Matching families with the perfect nanny is something Jonathan and Debbie Rogers take seriously at their CSRA Nanny and Sitter Agency.
Nannies become a part of the family, the Rogerses believe, so it’s vital that the match works on every level. When parents come to the Rogerses, they begin a process that starts with an in-depth personality profile and home visit and continues with a year of follow-up and support after they connect with the nanny.
“We want to make sure we can get something compatible and find out what exactly you are needing,” Jonathan Rogers said.
The agency pulls from a database of more than 200 nannies in the area, and about 15 profiles will match what each family wants on a general level. Of those
15, Jonathan and Debbie choose three to meet with the family for a face-to-face interview.
The agency began as unofficial consulting, with Jonathan and Debbie helping families they personally knew find reliable caregivers in the area.
The couple have experience counseling children and worked as foster parents before having their own two children, so they were often approached for advice about reliable child-care options.
As they looked further, they found there wasn’t an official nanny agency in the area. Within eight months, the Rogerses went from offering nanny matchmaking on the side to having
enough business to keep both of them busy full-time. Now the agency is expanding to Statesboro, Ga., and Savannah, Ga.
“It just bloomed; there was such a need in this area,” Jonathan said.
The agency’s average client is what Debbie calls a “working family,” with a complicated schedule that makes finding a nanny more difficult.
Between Fort Gordon and the large population of medical professionals in the area, Augusta has a large number of families that fit this description.
Debbie worked as a live-in nanny to support herself through college, so she has a special understanding of what makes a good nanny-parent match.
“You have to trust your nanny; you have to know your children are safe to be able to be 100 percent in the marketplace,” she said. “As for being a nanny myself, I have lived what they go
through. Child care is hard work ... it isn’t keeping the TV (on) all day to keep the kids quiet.”
Holly Hillhouse works with the Rogerses’ agency and regularly cares for their children, Emily and Ethan.
“It’s more fun than anything else,” she said. “I miss their kids when I’m not there, and it’s good to know I’m helping someone.”
That mutual benefit is why the Rogerses love what they do, Jonathan said.
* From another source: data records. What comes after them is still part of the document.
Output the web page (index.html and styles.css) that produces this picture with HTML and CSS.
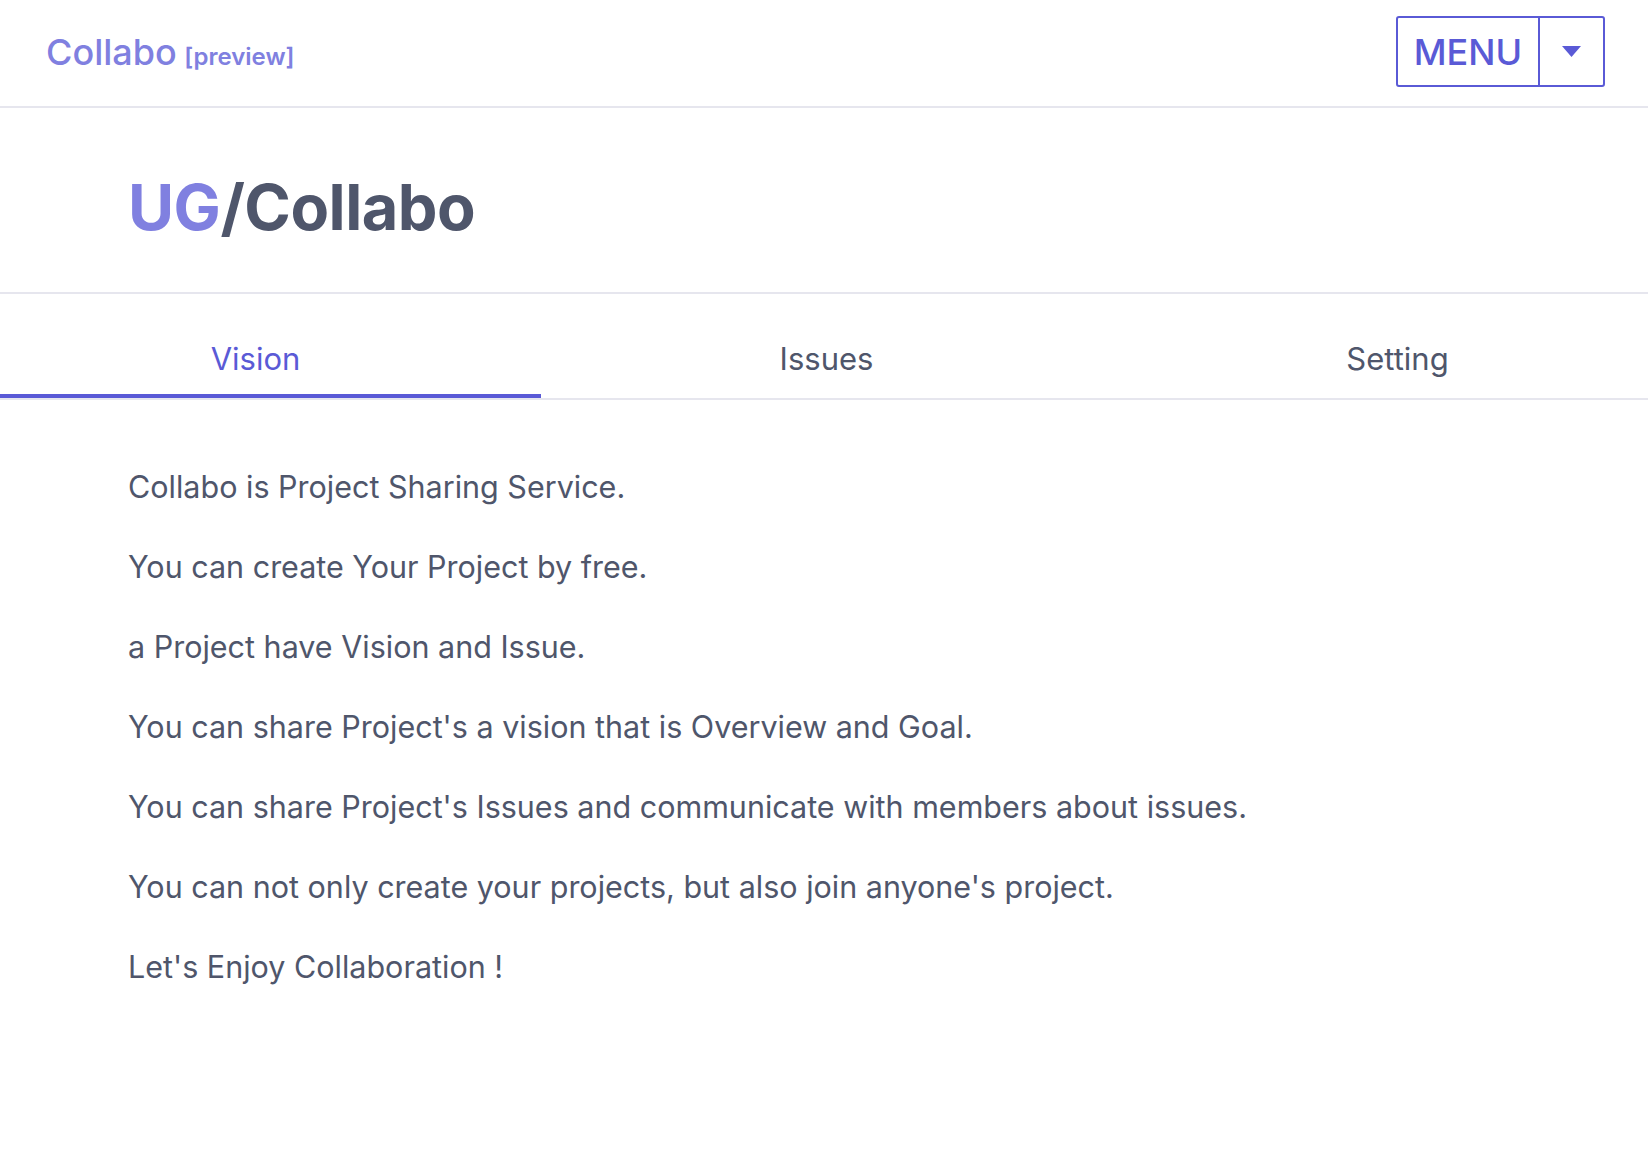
FILE: index.html
```html
<!DOCTYPE html>
<html lang="en">
<head>
<meta charset="utf-8">
<title>Collabo</title>
<link rel="stylesheet" href="styles.css">
</head>
<body>
<header class="topbar">
  <div class="brand"><span class="brand-name">Collabo</span> <span class="brand-tag">[preview]</span></div>
  <div class="menu-btn">
    <span class="menu-label">MENU</span>
    <span class="menu-caret"><svg width="19" height="11" viewBox="0 0 19 11"><polygon points="0,0 19,0 9.5,11" fill="#5a5ad6"/></svg></span>
  </div>
</header>
<section class="project-head">
  <h1 class="project-title"><span class="owner">UG</span>/Collabo</h1>
</section>
<nav class="tabs">
  <div class="tab active">Vision</div>
  <div class="tab">Issues</div>
  <div class="tab">Setting</div>
</nav>
<main class="vision">
  <p>Collabo is Project Sharing Service.</p>
  <p>You can create Your Project by free.</p>
  <p>a Project have Vision and Issue.</p>
  <p>You can share Project's a vision that is Overview and Goal.</p>
  <p>You can share Project's Issues and communicate with members about issues.</p>
  <p>You can not only create your projects, but also join anyone's project.</p>
  <p>Let's Enjoy Collaboration !</p>
</main>
</body>
</html>
```
FILE: styles.css
```css
html, body {
  margin: 0;
  padding: 0;
  background: #ffffff;
  overflow-x: hidden;
}
body {
  font-family: Inter, "Noto Sans", sans-serif;
  color: #4f566b;
}
.topbar {
  display: flex;
  align-items: center;
  justify-content: space-between;
  height: 108px;
  box-sizing: border-box;
  padding: 16px 43px 19px 46px;
  border-bottom: 2px solid #e6e6ee;
}
.brand {
  color: #8080e0;
  white-space: nowrap;
}
.brand-name {
  font-size: 36px;
  font-weight: 500;
}
.brand-tag {
  font-size: 24px;
  font-weight: 600;
  margin-left: 3px;
}
.menu-btn {
  display: flex;
  height: 71px;
  box-sizing: border-box;
  border: 2px solid #5a5ad6;
  border-radius: 3px;
  color: #5a5ad6;
}
.menu-label {
  display: flex;
  align-items: center;
  justify-content: center;
  width: 140px;
  font-size: 36px;
  font-weight: 500;
  border-right: 2px solid #5a5ad6;
}
.menu-caret {
  display: flex;
  align-items: center;
  justify-content: center;
  width: 63px;
}
.project-head {
  height: 186px;
  box-sizing: border-box;
  padding: 0 0 0 128px;
  display: flex;
  align-items: center;
  border-bottom: 2px solid #e6e6ee;
}
.project-title {
  margin: 15px 0 0;
  font-size: 63px;
  font-weight: 700;
  line-height: 1;
  color: #4f566b;
  letter-spacing: -0.5px;
}
.owner {
  color: #8080e0;
}
.tabs {
  display: grid;
  grid-template-columns: repeat(3, 571px);
  margin-left: -30px;
  width: 1713px;
  border-bottom: 2px solid #e6e6ee;
}
.tab {
  height: 104px;
  box-sizing: border-box;
  padding-top: 45px;
  text-align: center;
  font-size: 31px;
  line-height: 40px;
  color: #4f566b;
}
.tab.active {
  color: #5a5ad6;
  border-bottom: 4px solid #5a5ad6;
}
.vision {
  padding: 62px 0 0 128px;
}
.vision p {
  margin: 0 0 30px;
  font-size: 30.5px;
  line-height: 50px;
}
```
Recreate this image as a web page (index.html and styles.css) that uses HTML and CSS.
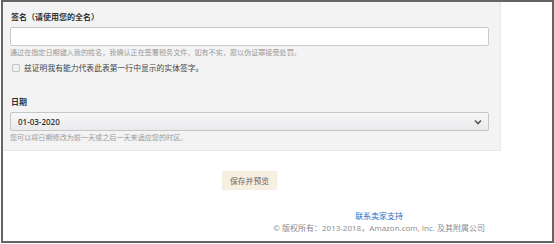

“A lot of parents don’t have the time to put into finding the right person,” he said. “We take that extra
time, extra strength and
extra energy to find someone who will be a long-term match.”
Hiring someone who will be the day-to-day caregiver is a daunting task, and the Rogerses believe their method of thorough interviews and vetting ensures the nanny-child relationship will be a long-lasting one.
“When the nanny is happy, and the parents are happy, the child will be happy,” Jonathan said. “That’s why we’re doing what we do.”